Из записной книжки Вяземского: «Мало ли что исходит от человека! Но неужели сохранять и плевки его во веки веков в золотых и фарфоровых сосудах». Незначительные события в жизни творца могут иметь значение, если их удается связать с творчеством. Бытовые подробности называют «счетами за стирку», но сколько извлекли из судебных протоколов, в которых как свидетель упомянут «Шекспир из Стрэтфорда»! Не будь легальных бумаг, продолжали бы сомневаться, существовал ли Шекспир. Счет за стирку и любая сама по себе малозначительная справка обретает значение в ряду прочих биографических фактов, вроде фрагмента загадочной картинки, позволяющего уточнить, где и когда, сдавая белье (или всего лишь сплевывая), находился писатель. Нет лишних или ненужных фактов, если факты необходимы для того, чтобы представить себе, что там и тогда создавал творец.

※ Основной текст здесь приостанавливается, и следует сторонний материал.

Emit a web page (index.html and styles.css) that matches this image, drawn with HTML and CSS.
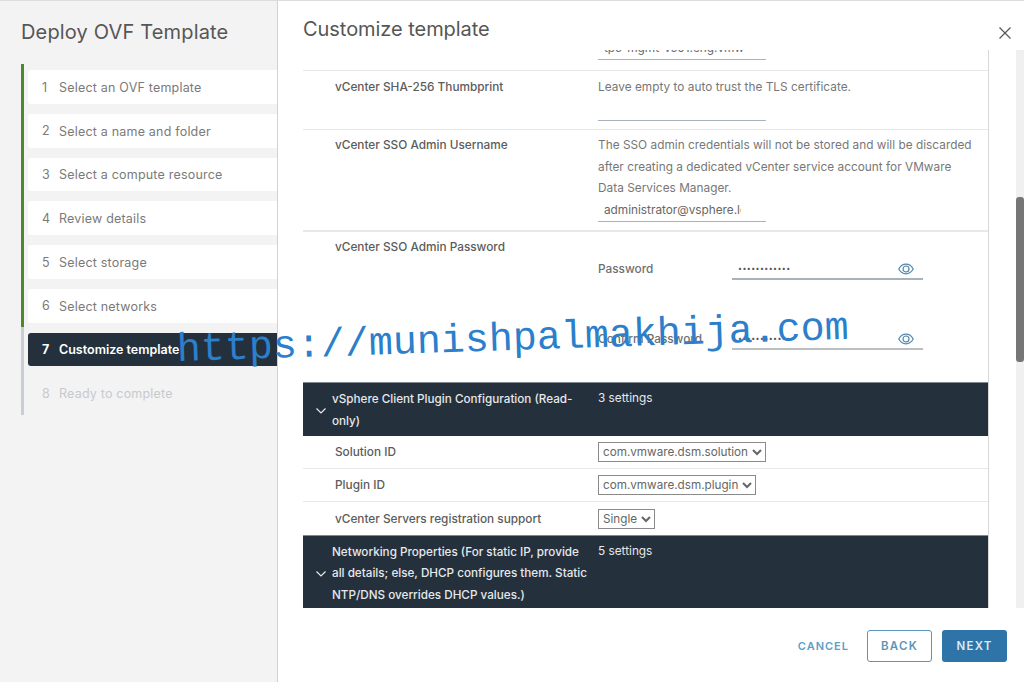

Перебирая грязное белье, можно ли бросить тень на великого писателя бытовыми подробностями, сплетнями и слухами? Потускнеет ли вечное слово, оставшееся нетленным после всех оценочных колебаний? Недавно мне попался, по моему, убедительный, хотя, быть может, непреднамеренный, ответ на этот вопрос. Вышла книжка о Чехове, написана преподавательницей из Иерусалима, издана в Москве[151]. Того рода биографическое сочинение, каких у нас, по мнению Симмонса, не было: с пониманием и на основе хорошего знания материала рассматривается жизнь писателя как всякого человека. Никто ещё, насколько мне известно, так пристально не всматривался в житейский облик последнего из русских классиков. «Святой Антоний» интеллигентских святцев оказался омирщен, Чехов стал похож на свои фотографии без ретуши. Если под такой фотографией убрать подпись, не угадаешь, кто это. Зато с исчезновением ореола, при ярком свете, проступило литературное явление: докторский, смягчаемый улыбкой, но в сущности безжалостный, диагностический взгляд на людей, выраженный изумительным русским языком. Не уверен, что автор книги преследовала именно эту цель, но показала: каким бы ни был Чехов-человек, тень на Чехова-писателя бросить невозможно.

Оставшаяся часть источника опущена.